My Homemade Nikon c’est schisse Camera System

What, you’ve never heard of the Nikon c’est schisse camera system?

Let me explain.

I love three-dimensional photography, and over time I’ve purchased various single-use cameras to help me create this effect – the Trio3D and the Nimslo and the Kodak Realist, for example.  But these cameras are not as strong as I want.  They’re from an era where cameras like this were considered either niche specialization or glorified toys, and even today, no matter how much I try to make these something special, the images produced are not as strong as I want.

So I decided to create my own mockup camera system for three-dimensional film photography.

First, I needed two “down and dirty” film cameras.  Cameras that were easy to operate and did exactly what I asked of them.  This made the owner of two Nikon EM film cameras – the little unloved film dynamos from the 1970’s.  I made sure that both cameras possessed the standard Nikon E-series 50mm f/1.8 pancake lens, and that they came with fully functional battery-operated Nikon MD-E film winders.

Well, at first I thought everything would be fine.  Both cameras arrived safely.  Both units needed batteries – six AAA batteries for the film winder, and a pair of 1.5V 76 button batteries for the camera chassis.  It was only after I installed the batteries and tested the cameras that I discovered –

Camera 1 wouldn’t hold a battery charge, but it did advance the film on each shot.

Camera 2 held a battery charge nicely, but the film winder groaned with the enthusiasm of a kid being told to clean his bedroom.

I quickly attached the motor drive from Camera 2 to Camera 1, and I’ve got a fully functioning photo-weapon.  Camera 2, however … well, I can at least save the 50mm f/1.8 lens.  You can never have enough 50mm f/1.8 camera lenses.

Eventually, I acquired another Nikon EM – along with a functioning MD-E winder from a different auction – and my two cameras are ready to go.

Then, I mounted both cameras onto a special tripod jig.  This jig can hold two separate cameras – and, depending on how far apart I space the pictures, I can create standard stereo photos, or totally dramatic hyper-stereo images.

Blog readers … may I present to you the three-dimensional Nikon EM shooter.  Or as I call it – the Nikon c’est schisse.  Come on, say it five times fast.  You’ll smile afterwards.  Which is what is supposed to happen if a photograph tells you to c’est schisse.
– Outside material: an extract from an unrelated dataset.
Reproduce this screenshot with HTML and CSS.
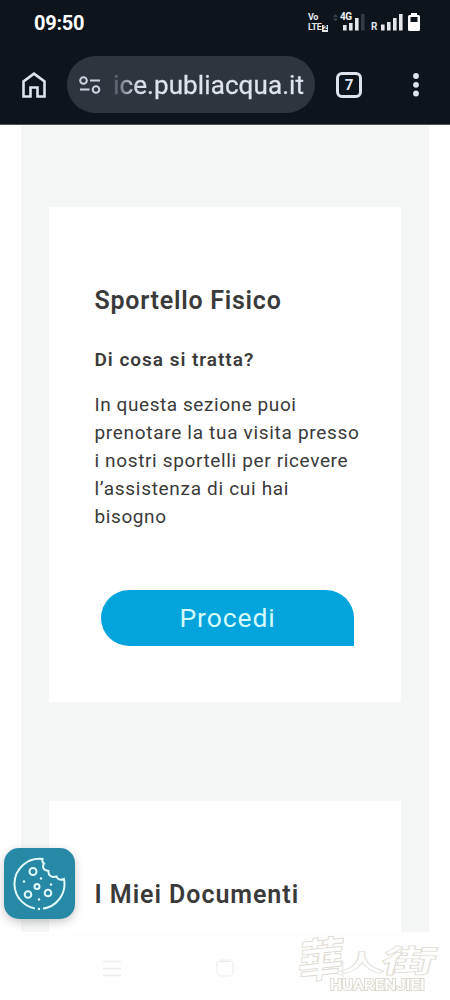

Now there’s some tricks to operating this Nikon c’est schisse setup.  Whenever I take a picture, I must make sure that both cameras have the same focus and the same exact f-stop.  I also must use the exact same film in both cameras, and both films must be fresh – I can’t take chances with expired film.

I also must confirm that both camera shutters are synchronized.  Until I order two manual shutter release buttons, I’m just going to have to activate these shutters simultaneously.  And by using an automatic winding device on each camera, I can photograph at the lightning speed of two frames per second – or 36 pictures at 18 seconds.  This would be awesome for photographing moving cars or horses at a race track.  Or maybe a locomotive as it crosses a bridge.  Or ducks as they splash in the lake.  Trust me, I have plenty of ideas.

So I need to test this in an action setting.

Do I know any place right now that’s got some sort of sport available?

I don’t know … some place where there might be animals running in a circle at regular intervals?

Some place where I could set up and photograph the animals in a specific pattern or procedure?

Some place like … oh … I don’t know …

Oh yeah.  The harness track.

There’s a few good horses there … let’s see what I can achieve with this bad boy.

I took the cameras to the track last Sunday and photographed a few races.  Yesterday morning, I dropped off the two rolls of film at McGreevy Pro Lab – my pro lab of choice.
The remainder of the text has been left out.